The other "whole" person part for me has to do with spending meaningful time in the  non-academic world -- with activists, at protests, with white folks who care about doing anti-racist work, in low-income communities, with queers, and in communities of color.  I'm lucky to be at a public university that truly reflects the diversity of Boston -- but it still isn't enough for me.  I had a great conversation this summer with a practitioner friend about an essay I'm formulating.  A long time social justice activist has agreed to "keep me honest" while I embark on this career transition.   

The third component of the "whole me" involves travel.  Travel shakes up my thinking in a way that is unsettling and productive.  I truly feel alive when I am out of my comfort zone struggling to navigate a community that is not my own.  I want to better understand how travel shapes my thinking.  In order to do that, I need to, well, travel. 

6.  I have real friends.  I will take time with my friends.

For what I lack in a bio family, I make up for in a vibrant circle of incredibly supportive friends.  I have them and I'm going to spend time with them.  (My partner is among the best of those friends.)   And, I'm going to spend face-to-face, uninterrupted, cell-phone-turned-off time with them.
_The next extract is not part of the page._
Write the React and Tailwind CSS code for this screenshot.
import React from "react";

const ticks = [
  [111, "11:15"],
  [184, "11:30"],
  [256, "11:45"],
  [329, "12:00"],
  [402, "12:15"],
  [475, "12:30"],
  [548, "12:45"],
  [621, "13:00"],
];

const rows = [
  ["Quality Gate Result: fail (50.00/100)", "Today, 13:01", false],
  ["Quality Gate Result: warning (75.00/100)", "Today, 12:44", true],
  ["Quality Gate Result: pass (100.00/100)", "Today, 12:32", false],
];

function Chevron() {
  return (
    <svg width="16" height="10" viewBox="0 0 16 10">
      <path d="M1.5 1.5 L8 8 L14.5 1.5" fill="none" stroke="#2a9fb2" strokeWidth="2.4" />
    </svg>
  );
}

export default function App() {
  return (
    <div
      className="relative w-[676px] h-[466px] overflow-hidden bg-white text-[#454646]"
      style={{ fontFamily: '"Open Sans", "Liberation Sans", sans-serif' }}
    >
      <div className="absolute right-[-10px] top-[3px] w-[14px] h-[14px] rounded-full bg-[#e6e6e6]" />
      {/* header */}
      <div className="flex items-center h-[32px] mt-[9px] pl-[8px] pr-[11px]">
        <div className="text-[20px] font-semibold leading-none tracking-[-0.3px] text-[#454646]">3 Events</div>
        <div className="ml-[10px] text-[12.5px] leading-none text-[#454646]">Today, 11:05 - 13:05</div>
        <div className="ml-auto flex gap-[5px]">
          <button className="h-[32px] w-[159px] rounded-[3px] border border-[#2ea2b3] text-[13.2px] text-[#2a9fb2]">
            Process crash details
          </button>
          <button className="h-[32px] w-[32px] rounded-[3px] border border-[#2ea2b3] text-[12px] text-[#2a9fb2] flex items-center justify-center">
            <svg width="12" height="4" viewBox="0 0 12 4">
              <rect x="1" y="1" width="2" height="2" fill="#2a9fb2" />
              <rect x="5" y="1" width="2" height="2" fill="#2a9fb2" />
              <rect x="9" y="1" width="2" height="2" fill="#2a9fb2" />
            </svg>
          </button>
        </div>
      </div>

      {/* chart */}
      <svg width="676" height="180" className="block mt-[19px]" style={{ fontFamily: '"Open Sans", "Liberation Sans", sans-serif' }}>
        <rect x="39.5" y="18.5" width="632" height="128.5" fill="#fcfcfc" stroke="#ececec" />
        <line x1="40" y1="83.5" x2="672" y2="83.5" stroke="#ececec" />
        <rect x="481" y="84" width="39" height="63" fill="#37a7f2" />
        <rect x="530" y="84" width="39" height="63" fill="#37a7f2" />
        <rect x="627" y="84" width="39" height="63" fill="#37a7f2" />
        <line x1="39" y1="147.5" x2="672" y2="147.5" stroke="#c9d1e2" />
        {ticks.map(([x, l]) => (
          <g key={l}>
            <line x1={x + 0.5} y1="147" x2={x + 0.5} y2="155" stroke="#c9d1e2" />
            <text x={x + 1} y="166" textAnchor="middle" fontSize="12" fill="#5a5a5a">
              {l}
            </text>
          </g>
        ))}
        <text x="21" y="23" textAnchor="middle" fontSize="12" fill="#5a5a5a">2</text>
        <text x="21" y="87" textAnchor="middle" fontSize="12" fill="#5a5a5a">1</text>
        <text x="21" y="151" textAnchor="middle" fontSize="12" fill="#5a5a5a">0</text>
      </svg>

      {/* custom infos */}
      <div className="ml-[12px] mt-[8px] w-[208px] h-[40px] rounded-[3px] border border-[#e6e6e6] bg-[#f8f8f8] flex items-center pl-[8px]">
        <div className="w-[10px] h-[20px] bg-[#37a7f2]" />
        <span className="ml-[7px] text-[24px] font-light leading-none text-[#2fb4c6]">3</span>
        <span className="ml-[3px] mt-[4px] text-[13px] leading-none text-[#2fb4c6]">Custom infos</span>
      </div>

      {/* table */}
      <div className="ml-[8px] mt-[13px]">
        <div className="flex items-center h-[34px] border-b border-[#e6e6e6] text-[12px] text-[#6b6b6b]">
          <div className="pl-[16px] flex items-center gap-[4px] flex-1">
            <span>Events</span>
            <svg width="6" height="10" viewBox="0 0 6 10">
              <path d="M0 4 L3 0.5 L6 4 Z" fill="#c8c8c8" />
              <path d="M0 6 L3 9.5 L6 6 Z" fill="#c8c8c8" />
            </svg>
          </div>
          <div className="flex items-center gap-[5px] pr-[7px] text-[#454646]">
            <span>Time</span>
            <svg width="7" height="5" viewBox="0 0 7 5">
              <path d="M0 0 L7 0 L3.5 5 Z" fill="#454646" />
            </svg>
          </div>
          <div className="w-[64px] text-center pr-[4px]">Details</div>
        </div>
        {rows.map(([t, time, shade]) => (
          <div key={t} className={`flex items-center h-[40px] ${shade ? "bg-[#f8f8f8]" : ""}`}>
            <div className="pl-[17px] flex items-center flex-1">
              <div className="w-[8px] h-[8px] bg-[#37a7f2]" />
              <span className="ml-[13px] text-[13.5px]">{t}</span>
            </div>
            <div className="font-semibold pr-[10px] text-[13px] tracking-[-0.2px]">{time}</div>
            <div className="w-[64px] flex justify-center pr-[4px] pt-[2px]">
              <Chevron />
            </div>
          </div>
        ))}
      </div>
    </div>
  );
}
I've also started to make some great new friends.  Although I won't start writing my dissertation for a year, I already have an interdisciplinary dissertation writing group of lively feminists.  Perhaps assembling this group is the smartest thing I've done over the past few months.  I am looking forward to our 8am morning meetings (yikes!) and getting to know each of them better.   

7.  I will have fun now.  

I live in a great city and have great friends.  Enough said.